=== Web page code records ===
------------------------------------------------
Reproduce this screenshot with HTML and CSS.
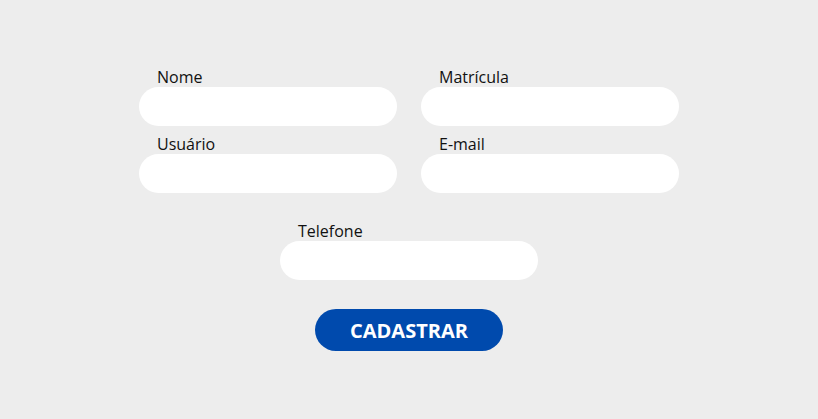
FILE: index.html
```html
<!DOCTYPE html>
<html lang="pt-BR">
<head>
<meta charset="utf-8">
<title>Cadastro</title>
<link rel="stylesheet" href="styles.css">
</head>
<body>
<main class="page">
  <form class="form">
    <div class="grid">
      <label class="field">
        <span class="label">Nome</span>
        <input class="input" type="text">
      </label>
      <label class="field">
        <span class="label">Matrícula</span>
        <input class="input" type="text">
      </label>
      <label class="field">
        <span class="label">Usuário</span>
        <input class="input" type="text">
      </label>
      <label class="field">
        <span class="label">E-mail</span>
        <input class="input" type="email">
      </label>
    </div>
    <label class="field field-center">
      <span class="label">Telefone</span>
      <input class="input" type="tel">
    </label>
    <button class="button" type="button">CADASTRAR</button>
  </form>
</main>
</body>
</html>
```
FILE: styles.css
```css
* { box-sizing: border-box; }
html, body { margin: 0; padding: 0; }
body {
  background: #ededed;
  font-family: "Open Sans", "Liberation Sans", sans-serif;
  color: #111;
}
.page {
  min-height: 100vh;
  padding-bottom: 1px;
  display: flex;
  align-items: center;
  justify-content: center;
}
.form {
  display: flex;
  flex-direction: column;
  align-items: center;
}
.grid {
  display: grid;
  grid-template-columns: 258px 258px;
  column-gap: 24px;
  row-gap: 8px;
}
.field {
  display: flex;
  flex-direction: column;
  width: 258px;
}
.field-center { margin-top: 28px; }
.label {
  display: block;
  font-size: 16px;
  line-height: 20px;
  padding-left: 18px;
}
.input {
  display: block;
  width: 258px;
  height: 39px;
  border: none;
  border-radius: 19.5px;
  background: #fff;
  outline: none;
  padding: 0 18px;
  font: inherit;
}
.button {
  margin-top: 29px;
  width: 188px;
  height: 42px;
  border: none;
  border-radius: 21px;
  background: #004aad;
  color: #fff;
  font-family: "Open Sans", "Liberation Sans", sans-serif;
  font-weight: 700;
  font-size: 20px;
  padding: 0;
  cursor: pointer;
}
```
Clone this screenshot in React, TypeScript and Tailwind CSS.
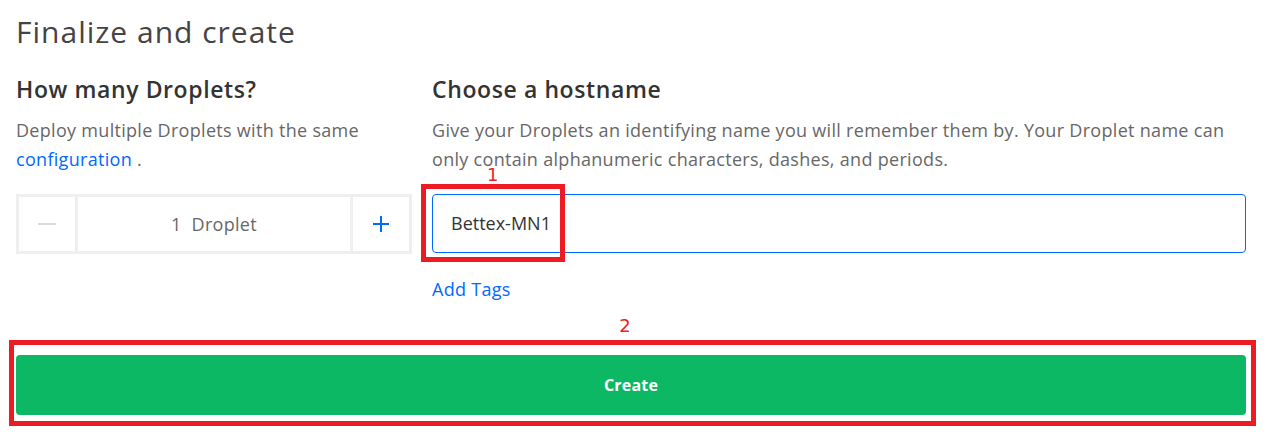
------------------------------------------------
=== STATED PROBLEM ===
Without including any pictures, output all the entries above exactly.

=== REPLY TO THE EXERCISE ===
Reproduce this screenshot with HTML and CSS.
FILE: index.html
```html
<!DOCTYPE html>
<html lang="pt-BR">
<head>
<meta charset="utf-8">
<title>Cadastro</title>
<link rel="stylesheet" href="styles.css">
</head>
<body>
<main class="page">
  <form class="form">
    <div class="grid">
      <label class="field">
        <span class="label">Nome</span>
        <input class="input" type="text">
      </label>
      <label class="field">
        <span class="label">Matrícula</span>
        <input class="input" type="text">
      </label>
      <label class="field">
        <span class="label">Usuário</span>
        <input class="input" type="text">
      </label>
      <label class="field">
        <span class="label">E-mail</span>
        <input class="input" type="email">
      </label>
    </div>
    <label class="field field-center">
      <span class="label">Telefone</span>
      <input class="input" type="tel">
    </label>
    <button class="button" type="button">CADASTRAR</button>
  </form>
</main>
</body>
</html>
```
FILE: styles.css
```css
* { box-sizing: border-box; }
html, body { margin: 0; padding: 0; }
body {
  background: #ededed;
  font-family: "Open Sans", "Liberation Sans", sans-serif;
  color: #111;
}
.page {
  min-height: 100vh;
  padding-bottom: 1px;
  display: flex;
  align-items: center;
  justify-content: center;
}
.form {
  display: flex;
  flex-direction: column;
  align-items: center;
}
.grid {
  display: grid;
  grid-template-columns: 258px 258px;
  column-gap: 24px;
  row-gap: 8px;
}
.field {
  display: flex;
  flex-direction: column;
  width: 258px;
}
.field-center { margin-top: 28px; }
.label {
  display: block;
  font-size: 16px;
  line-height: 20px;
  padding-left: 18px;
}
.input {
  display: block;
  width: 258px;
  height: 39px;
  border: none;
  border-radius: 19.5px;
  background: #fff;
  outline: none;
  padding: 0 18px;
  font: inherit;
}
.button {
  margin-top: 29px;
  width: 188px;
  height: 42px;
  border: none;
  border-radius: 21px;
  background: #004aad;
  color: #fff;
  font-family: "Open Sans", "Liberation Sans", sans-serif;
  font-weight: 700;
  font-size: 20px;
  padding: 0;
  cursor: pointer;
}
```
Clone this screenshot in React, TypeScript and Tailwind CSS.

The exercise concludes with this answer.